Los capítulos 16 y 21 de Génesis son incomprensibles sin la interpretación que de ellos hace Pablo en Gálatas 4. Específicamente, en lo referente a Agar e Ismael.

En Génesis 16 se cuenta cómo Abraham, por sugerencia de Sara, tomó a Agar, sierva egipcia, como concubina, y cómo ella vino a darle un hijo, Ismael. Un poco más adelante, en Génesis 21 se cuenta cómo Abraham despidió a la concubina y a su hijo por disposición de Dios.

Pablo nos da la explicación: Agar representa el Pacto antiguo, e Ismael a los hijos esclavos que da ese pacto. Por eso Ismael perseguía a Isaac, y por eso debió ser expulsado de casa.

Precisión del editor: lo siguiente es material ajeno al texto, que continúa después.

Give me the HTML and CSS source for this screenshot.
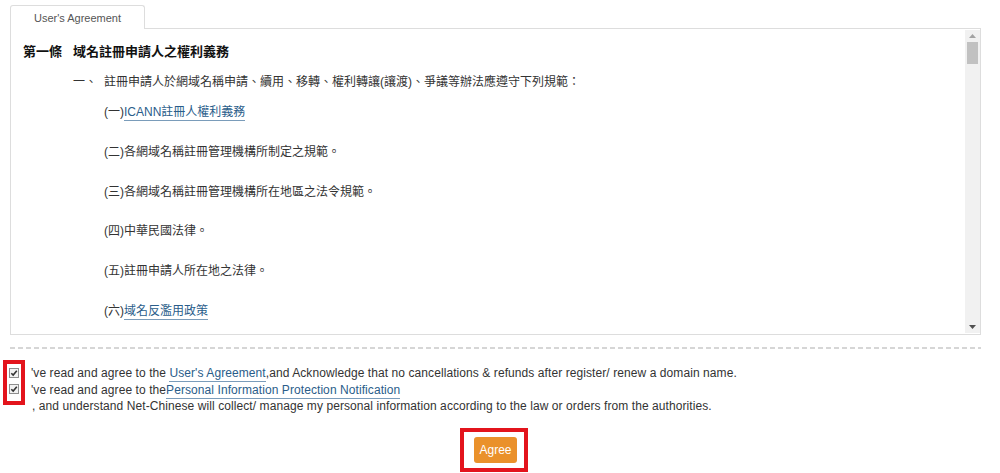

No debía heredar el hijo de la esclava con el hijo de la libre.

Génesis 16 nos cuenta que Agar era egipcia, y que cuando Abraham se llegó a ella, tenía 85 años. Abraham engendró ese hijo con la fuerza que aún le quedaba. Por eso nació «según la carne», nos dice Pablo. En cambio, cuando 15 años después nació Isaac, Abraham ya estaba casi muerto, y Sara era incapaz de concebir.

Ismael es el hijo que Abraham hizo; Isaac es el hijo que Dios le dio. Ahí está la diferencia. La ley consiste en lo que el hombre puede hacer; la gracia consiste en lo que Dios nos da. La ley siempre apela a la capacidad del hombre; la gracia se manifiesta a causa de la incapacidad del hombre.

Ismael nació primero; Isaac nació 14 años después. Ismael nació tras 10 años de haber llegado Abraham a Canaán. Isaac nació tras 25 años. Ismael nació primero, porque el hombre siempre intenta probar primero con sus fuerzas, antes de abandonarse en los brazos de Dios, reconociendo su incompetencia. Tras la concepción de Ismael, y también después de su nacimiento, Abraham y Sara tuvieron muchos problemas. Pues lo que nace de la carne produce muerte. «La ley produce ira», dirá Pablo, y eso es lo que aconteció en esos largos años en que Abraham y Sara pudieron comprobar cómo se habían equivocado.

La ley, la carne y las obras de la carne están estrechamente emparentadas. El resultado de todas ellas muestra la ineficacia de los esfuerzos humanos por agradar a Dios. En cambio, ¡qué dicha y solaz produjo Isaac! ¡Cuán lleno de la bendición de Dios!

Todos nuestros Ismaeles están llenos de muerte; pero cuán llenos de vida están nuestros Isaacs. Por eso, hay que echar a Ismael, porque él no tiene herencia junto a Isaac. Lo que procede del hombre es carne, y la carne «para nada aprovecha» (Jn. 6:63), dijo el Señor. Esto es fácil decirlo, y fácil comprenderlo; pero no es nada fácil aceptarlo en nuestra experiencia.

Cuánto nos aferramos a nuestras pequeñas virtudes, a nuestros escasos aciertos; cuán orgullosos estamos de lo que somos y de lo que podemos hacer para Dios. Tienen que pasar 14 o más años –hablando figuradamente– para reconocer que nuestro Ismael solo nos ha causado problemas, y que no tiene suerte ni cabida en la casa de Dios. Siempre parece ser demasiado tarde cuando Dios decide darnos a Isaac; tanto, que algunos de nosotros no alcanzamos a obtenerlo. Lo único que tenemos son Ismaeles; ningún Isaac.